The Essential 8 Maturity Model is a set of baseline cyber security measures for Australian organisations developed by the Australian Cyber Security Centre (ACSC). This article forms part of our Essential 8 series and goes into detail on Mitigation Strategy 1: Application Control. Read on to learn about how you can implement Application Control for all Essential 8 Maturity Levels within your organisation.

What is Application Control?

Applications are great! With the increasing digitisation of organisations, newer and better applications are being created every day to help perform business and personal tasks. 

However, applications can also be dangerous. For example, an application downloaded from a random website, phishing emails or torrents could be hazardous and include something malicious in the application. 

Managing applications is even more difficult today, given most organisations have moved to a hybrid working environment. Even for smaller organisations, managing the ever-increasing number of applications can be daunting, let alone large organisations. 

The proliferation of device types from servers, workstations, BYOD devices and all the applications that come with them does not help. Therefore, it is essential to control the use of applications within an organisation.
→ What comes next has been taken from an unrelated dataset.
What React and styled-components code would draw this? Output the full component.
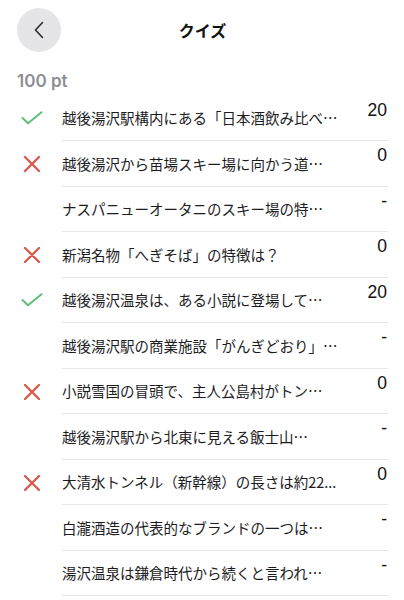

Application control limits the use of applications on endpoints and servers to prevent attacks.

 

Why is Application Control important?

To understand why application control is essential, we must empathise with our users on how and why they use applications.

👩‍💼Business users

  • I use applications to help me do my work
  • I want to be able to do my work with the tools I need
  • I download and install applications that help me do my work
  • I have no idea if an application is malicious or not
  • I sometimes download and install applications that are not work related
  • I don’t know which email attachments are malicious
  • It’s my device, so I should be able to install everything I need (BYOD)
  • I created some applications without IT knowing because it takes too long for them to do anything (shadow IT)
  • I don’t know much about application security, vulnerabilities, exploits

👩‍💻IT users

  • I want to protect the CIA of our IT environment, and it’s in my KPI
  • There are so many applications out there, I don’t know what is / is not helpful or malicious

✅Risk managers

  • I want to minimise the risk of malicious applications to my organisation
  • I want to be compliant with the standards
  • I want to be able to quantify the risk, likelihood, and impact

😈Threat actors

  • I want to install malware into a device so I can cause damage and make money
  • I want to find organisations that are high-value and easy to penetrate

As you can see, business users want to use applications but need to know what is malicious. IT users want to protect their environment. Still, there are so many applications out there that risk managers want to limit the risk of malicious applications, and threat actors want you to install as many malicious applications as possible.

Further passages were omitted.